Blood rushed to my face, followed by the swift entrance of embarrassment. The comforter I had been covering up with was littered with holes and a red stain that looked suspiciously like blood.

“It’s forty bucks a night.” I shrugged, turning my face so she couldn’t see the embarrassment burning in my eyes.

I gathered some of my toiletries and something to wear the next day. Within three minutes I was finished and looked at Beth questioningly. Her seafoam eyes were uncertain yet thoughtful as she looked around the room.

With a long sigh, her eyes hardened.

“Grab the rest of your stuff.” Beth huffed; her lips pursed as she glared at the poor state of my motel room.

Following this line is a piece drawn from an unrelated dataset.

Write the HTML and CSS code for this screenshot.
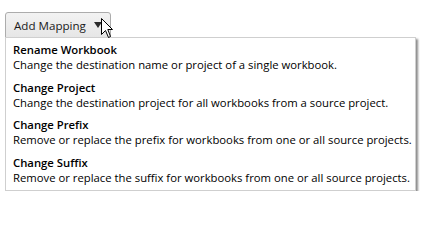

“What?” My mind went blank, and for a second I thought she was playing some cruel practical joke.

“Grab your stuff, you’re not staying in this shithole.” Beth let out another sigh, one that made me feel guilty.

“You don’t have let me stay with you.” I shook my head. The last thing I wanted was to be a burden, I had been that enough in my short lifetime. “I’m just grateful I got the job. Seriously, don’t worry about it.”

Beth didn’t reply, and instead the room collapsed into silence. After a few moments I shifted uncomfortably, my eyes anywhere other than Beth.

“What’s your real name?”

Before I could compose myself, shock bled through my features. Beth’s lips turned up in a sardonic smile. She knew she had me caught.

“Aurora.”

“Aurora?” Beth scoffed, shaking out her sand-colored hair. “Strange name, but I believe you.”

“Thanks, I think.” I murmured, unable to do much else.

I could feel the little safe haven I discovered collapse around me. Why would Beth want to hire someone who lied? I couldn’t even tell her my name, let alone the reason for me being here. What kind of person would want an employee like that? Who would want a friend like that?

“Why’d you lie?” Beth’s features were a mask of indifference, but she couldn’t hide the curiosity burning in her eyes.

“It’s a long story.” I gulped, the motel room feeling much too crowded at the moment.

“I’d like to hear it sometime.” Beth nodded; her eyes surpassingly calm. “Are you coming or not?”

“I’ll stay here.” I shook my head, my stomach heavy as though it were weighed down with lead. “I don’t want to be a burden.”

“I won’t offer again, so if you need a place to stay, I’d suggest you let me know.” Beth frowned, her eyes distastefully roaming the motel room.

Burden….

The word echoed in my mind, bouncing around my head as though it were made of elastic. That’s what I was, wasn’t I? I was a burden to Melissa, to Frank, to Grace. I was even a burden to Garrett; one he had abandoned for over ten years.

“Thank you–for the offer.” I nodded, forcing a kind smile to my face. “I won’t be late tomorrow.”

“I’ll see you then.” Beth grunted, heading for the door. Just as she crossed the threshold, she called out over her shoulder. “By the way, the next time someone asks for your name, don’t spend the next minute thinking it over.”

“Wait–if you knew, why’d you hire me?” I sputtered, looking on at the sporty blonde girl before me.

“Jake can’t bake for s**t and–well, I really needed the help.” Beth shrugged, “See you tomorrow.”